INVESTIGADORES
GARIBALDI Lucas Alejandro
congresos y reuniones científicas
Título:
Rate of Neotyphodium endophyte vertical transmission imposed by host grass fitness threshold
Autor/es:
GUNDEL, P. E.; GARCIA PARISI, P.; CASAS, C.; OMACINI, M.; MART├ŹNEZ-GHERSA, M. A.; GARIBALDI, L. A. ; GHERSA, C. M.
Reunión:
Congreso; Joint Meeting of the Mycological Society of America (MSA) and of the International Symposium on Fungal Endophytes of Grasses (ISFEG); 2010
Resumen:
The nature of the symbiosis between vertically transmitted Neotyphodium endophytic fungi and grasses may depend on the ecological context. It has been found that the endophyte may depress host fitness under restrictive growth conditions, which has been interpreted as a cost for the host in maintaining the symbiont.
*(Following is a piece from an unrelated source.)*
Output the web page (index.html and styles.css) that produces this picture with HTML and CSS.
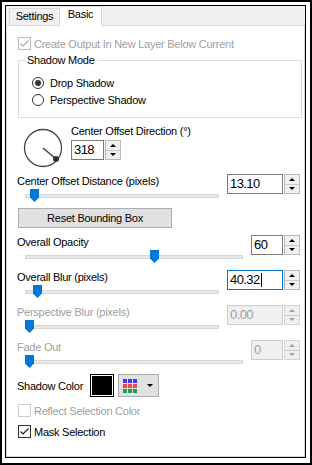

Whether this cost may impact the endophyte fitness is unknown. Endophyte fitness is determined by host seed production and the proportion endophyte-infected seeds (transmission rate). While the former has been widely studied, the latter has received very little attention. Here, we explore the relationship between endophyte transmission rate and seed production considering individual spike and whole plant levels using Lolium multiflorum annual grass and Neotyphodium occultans as a study model. We analyzed two data sets. The first one includes the transmission rate and seed production per plant of 94 individual plants. Variability in seed production per plant was obtained by subjecting the plants to different resource and stress levels. The second set includes the transmission rate and seed production per spike of 74 individual spikes. Variability in seed production per spike was obtained by subjecting monospecific patches to simulated grazing (defoliation and trampling). We found a positive correlation between transmission rate and seed production for both, individual plants (rho=0.27, P<0.009) and spikes (rho=0.43, P<0.001) data sets. Transmission rate was highest (≈1) and invariant in plants or spikes with high seed production. On the other hand, transmission rate was variable in low seed production plants and spikes. Our results suggest that there could be a threshold of host fitness value (in terms of seed production) below which the endophyte-grass symbiosis could be at risk.